- **DIRECTIVE**
Set down the records once more, please, exactly and with the pictures left out.

====== RECORDS TO USE ======

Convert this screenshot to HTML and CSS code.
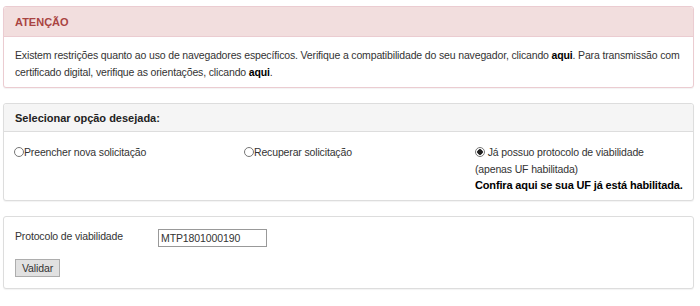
FILE: index.html
```html
<!DOCTYPE html>
<html lang="pt-BR">
<head>
    <meta charset="UTF-8">
    <title>Viabilidade - Solicitação</title>
    <link rel="stylesheet" href="styles.css">
</head>
<body>
    <div class="panel panel-danger">
        <div class="panel-heading">ATENÇÃO</div>
        <div class="panel-body">
            Existem restrições quanto ao uso de navegadores específicos. Verifique a compatibilidade do seu navegador, clicando <a href="#">aqui</a>. Para transmissão com certificado digital, verifique as orientações, clicando <a href="#">aqui</a>.
        </div>
    </div>

    <div class="panel panel-default">
        <div class="panel-heading">Selecionar opção desejada:</div>
        <div class="panel-body options">
            <label class="option"><input type="radio" name="opcao">Preencher nova solicitação</label>
            <label class="option"><input type="radio" name="opcao">Recuperar solicitação</label>
            <div class="option-wide">
                <label class="option"><input type="radio" name="opcao" checked> Já possuo protocolo de viabilidade<br>(apenas UF habilitada)</label>
                <a href="#" class="check-uf">Confira aqui se sua UF já está habilitada.</a>
            </div>
        </div>
    </div>

    <div class="panel panel-default">
        <div class="panel-body form">
            <div class="form-row">
                <label for="protocolo">Protocolo de viabilidade</label>
                <input type="text" id="protocolo" value="MTP1801000190">
            </div>
            <button class="btn">Validar</button>
        </div>
    </div>
</body>
</html>
```

FILE: styles.css
```css
* {
    box-sizing: border-box;
}

body {
    margin: 0;
    padding: 6px 6px 0 3px;
    font-family: 'Liberation Sans', Arial, sans-serif;
    font-size: 10.5px;
    letter-spacing: -0.15px;
    color: #333;
    background-color: #fff;
}

a {
    color: #000;
    font-weight: bold;
    text-decoration: none;
}

.panel {
    border: 1px solid #ddd;
    border-radius: 3px;
    margin-bottom: 15px;
    background-color: #fff;
    box-shadow: 0 1px 1px rgba(0, 0, 0, 0.05);
}

.panel-heading {
    height: 30px;
    padding: 0 11px;
    display: flex;
    align-items: center;
    font-size: 11px;
    letter-spacing: 0;
    font-weight: bold;
    border-bottom: 1px solid #ddd;
    border-radius: 3px 3px 0 0;
}

.panel-danger {
    border-color: #ebccd1;
}

.panel-danger .panel-heading {
    background-color: #f2dede;
    border-color: #ebccd1;
    color: #a94442;
}

.panel-default .panel-heading {
    height: 28px;
    background-color: #f5f5f5;
    color: #222;
}

.panel-body {
    padding: 10px 11px 6px;
    line-height: 17px;
}

.options {
    display: grid;
    grid-template-columns: 230px 231px 1fr;
    padding: 12px 8px 6px 10px;
    line-height: 16.5px;
}

.option {
    display: block;
    color: #333;
}

input[type="radio"] {
    appearance: none;
    width: 10px;
    height: 10px;
    margin: 0;
    border: 1px solid #777;
    border-radius: 50%;
    vertical-align: -1px;
    background-color: #fff;
}

input[type="radio"]:checked {
    background: radial-gradient(circle, #222 0 2.5px, #fff 3px);
}

.check-uf {
    display: block;
    font-size: 11px;
    letter-spacing: -0.15px;
    white-space: nowrap;
}

.form {
    padding: 12px 11px 11px;
}

.form-row {
    display: flex;
    align-items: center;
    margin-bottom: 12px;
}

.form-row label {
    width: 143px;
    margin-top: -2px;
}

#protocolo {
    width: 109px;
    height: 18px;
    padding: 0 2px;
    border: 1px solid #999;
    font-family: inherit;
    font-size: 10.5px;
    letter-spacing: -0.1px;
    color: #333;
}

.btn {
    height: 18px;
    padding: 0 6px;
    font-family: inherit;
    font-size: 10.5px;
    letter-spacing: -0.1px;
    color: #333;
    background-color: #e1e1e1;
    border: 1px solid #adadad;
    border-radius: 0;
}
```
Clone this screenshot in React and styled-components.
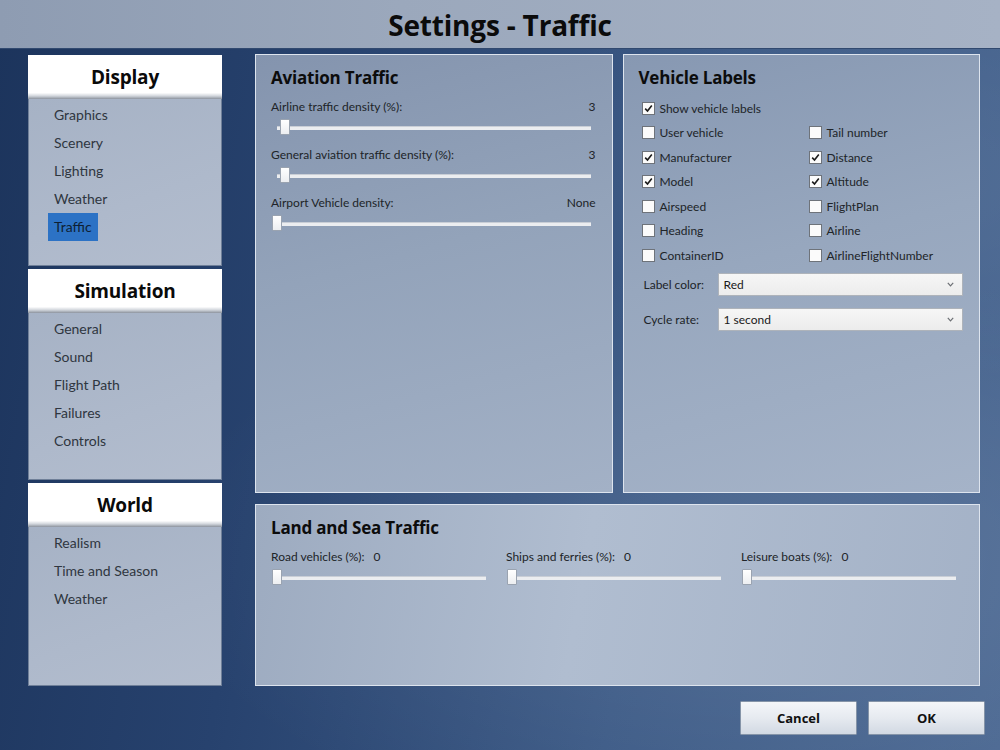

======

- **TASK OUTPUT**
Convert this screenshot to HTML and CSS code.
FILE: index.html
```html
<!DOCTYPE html>
<html lang="pt-BR">
<head>
    <meta charset="UTF-8">
    <title>Viabilidade - Solicitação</title>
    <link rel="stylesheet" href="styles.css">
</head>
<body>
    <div class="panel panel-danger">
        <div class="panel-heading">ATENÇÃO</div>
        <div class="panel-body">
            Existem restrições quanto ao uso de navegadores específicos. Verifique a compatibilidade do seu navegador, clicando <a href="#">aqui</a>. Para transmissão com certificado digital, verifique as orientações, clicando <a href="#">aqui</a>.
        </div>
    </div>

    <div class="panel panel-default">
        <div class="panel-heading">Selecionar opção desejada:</div>
        <div class="panel-body options">
            <label class="option"><input type="radio" name="opcao">Preencher nova solicitação</label>
            <label class="option"><input type="radio" name="opcao">Recuperar solicitação</label>
            <div class="option-wide">
                <label class="option"><input type="radio" name="opcao" checked> Já possuo protocolo de viabilidade<br>(apenas UF habilitada)</label>
                <a href="#" class="check-uf">Confira aqui se sua UF já está habilitada.</a>
            </div>
        </div>
    </div>

    <div class="panel panel-default">
        <div class="panel-body form">
            <div class="form-row">
                <label for="protocolo">Protocolo de viabilidade</label>
                <input type="text" id="protocolo" value="MTP1801000190">
            </div>
            <button class="btn">Validar</button>
        </div>
    </div>
</body>
</html>
```

FILE: styles.css
```css
* {
    box-sizing: border-box;
}

body {
    margin: 0;
    padding: 6px 6px 0 3px;
    font-family: 'Liberation Sans', Arial, sans-serif;
    font-size: 10.5px;
    letter-spacing: -0.15px;
    color: #333;
    background-color: #fff;
}

a {
    color: #000;
    font-weight: bold;
    text-decoration: none;
}

.panel {
    border: 1px solid #ddd;
    border-radius: 3px;
    margin-bottom: 15px;
    background-color: #fff;
    box-shadow: 0 1px 1px rgba(0, 0, 0, 0.05);
}

.panel-heading {
    height: 30px;
    padding: 0 11px;
    display: flex;
    align-items: center;
    font-size: 11px;
    letter-spacing: 0;
    font-weight: bold;
    border-bottom: 1px solid #ddd;
    border-radius: 3px 3px 0 0;
}

.panel-danger {
    border-color: #ebccd1;
}

.panel-danger .panel-heading {
    background-color: #f2dede;
    border-color: #ebccd1;
    color: #a94442;
}

.panel-default .panel-heading {
    height: 28px;
    background-color: #f5f5f5;
    color: #222;
}

.panel-body {
    padding: 10px 11px 6px;
    line-height: 17px;
}

.options {
    display: grid;
    grid-template-columns: 230px 231px 1fr;
    padding: 12px 8px 6px 10px;
    line-height: 16.5px;
}

.option {
    display: block;
    color: #333;
}

input[type="radio"] {
    appearance: none;
    width: 10px;
    height: 10px;
    margin: 0;
    border: 1px solid #777;
    border-radius: 50%;
    vertical-align: -1px;
    background-color: #fff;
}

input[type="radio"]:checked {
    background: radial-gradient(circle, #222 0 2.5px, #fff 3px);
}

.check-uf {
    display: block;
    font-size: 11px;
    letter-spacing: -0.15px;
    white-space: nowrap;
}

.form {
    padding: 12px 11px 11px;
}

.form-row {
    display: flex;
    align-items: center;
    margin-bottom: 12px;
}

.form-row label {
    width: 143px;
    margin-top: -2px;
}

#protocolo {
    width: 109px;
    height: 18px;
    padding: 0 2px;
    border: 1px solid #999;
    font-family: inherit;
    font-size: 10.5px;
    letter-spacing: -0.1px;
    color: #333;
}

.btn {
    height: 18px;
    padding: 0 6px;
    font-family: inherit;
    font-size: 10.5px;
    letter-spacing: -0.1px;
    color: #333;
    background-color: #e1e1e1;
    border: 1px solid #adadad;
    border-radius: 0;
}
```
Clone this screenshot in React and styled-components.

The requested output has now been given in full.